To meet the time constraints of request processing and solve the time-consuming problem of minimizing total travel distance, a greedy strategy, which only takes $A_t$s around the request into consideration based on grid indexing, is performed to speed up response time. In path re-planning, we use an insertion check method of remaining the original order likes [7, 11, 21].

2.1.2 Grid-partitioned map and adjacency matrix

For the purpose of selecting the most preferred taxi, a straightforward approach in [22] is estimating all taxis for request. Unfortunately, this idea is too time-consuming because the computation is expensive, and the number of taxis is huge. And some vehicles can be filtered directly which are outside the passenger waiting time constraints for the remote distance between them. So, we want a taxi searching process to select a small set of taxis quickly and wisely, which are likely to satisfy the requirements.

Similar to the taxi index structure used in most literature [7, 11], we adopt a road network based on grid partitioning and select road network nodes near the geographic center of the community as anchor nodes. As shown in Fig. 2(a), taxis are indexed according to the grid corresponding to their current location. Assuming that each grid unit is folded onto its anchor node, the distance between any two points is equal to the distance between the corresponding anchor nodes. Therefore, the shortest path distance from one anchor node to another can be calculated in advance and saved in the adjacency matrix. If we obtain speed information for the road segments, travel time can also be calculated. The grid distance matrix, as shown in Fig. 2(b), provides an approximate shortest path distance between grid units.

2.1.3 k-regret query

Extracting a few tuples from the database as query answers is an important operator in the database and many applications. Top-k [23,24,25] and skyline [26] query are two well-studied query operator.

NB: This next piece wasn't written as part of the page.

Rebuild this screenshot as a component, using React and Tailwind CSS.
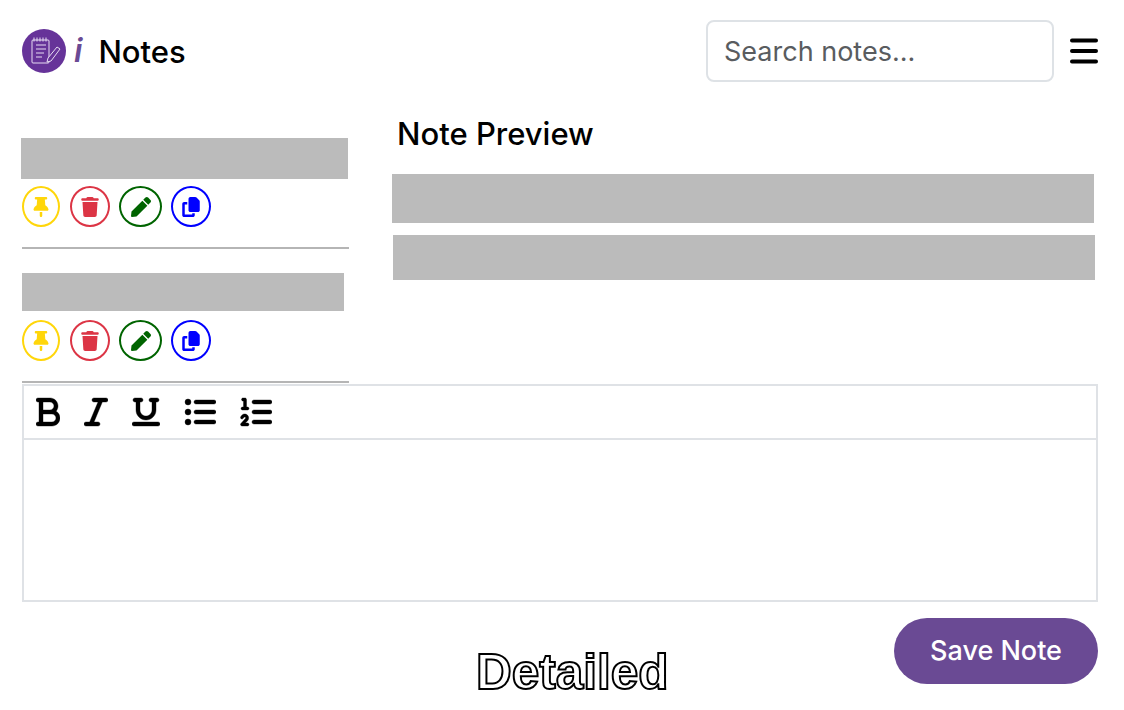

A promising new alternative is the $regret-minimizing\ set$, introduced by [27], which is inspired by the maximum regret minimization ($min-max\ regret$) method and hybridizes the skyline operator with top-k queries.

The maximum regret minimization method is an approach to minimize the maximum difference in the objective value of the optimal solution over all scenarios, compared to the best possible objective value achievable in each scenario. This approach is usually known as min-max regret [28, 29]. It is used for uncertainty decisions in management first and aims to optimize the worst-case performance of a solution without knowledge of a probability distribution over uncertain scenarios. As shown in the following example, Fig. 3(a) indicates the travel expense of passengers and drivers when a new passenger travels on different vehicles, the lowest expense of passengers is 0.88 and the drivers is 0.71 which are outlined in black. We calculate the difference between the expense of the passenger or driver and the corresponding minimum value, called regret. Then, we choose the maximum regret value in the same vehicle and fill it in the last column; the taxi which is corresponding to the minimum value marked in a black box is the final result as shown in Fig. 3(b).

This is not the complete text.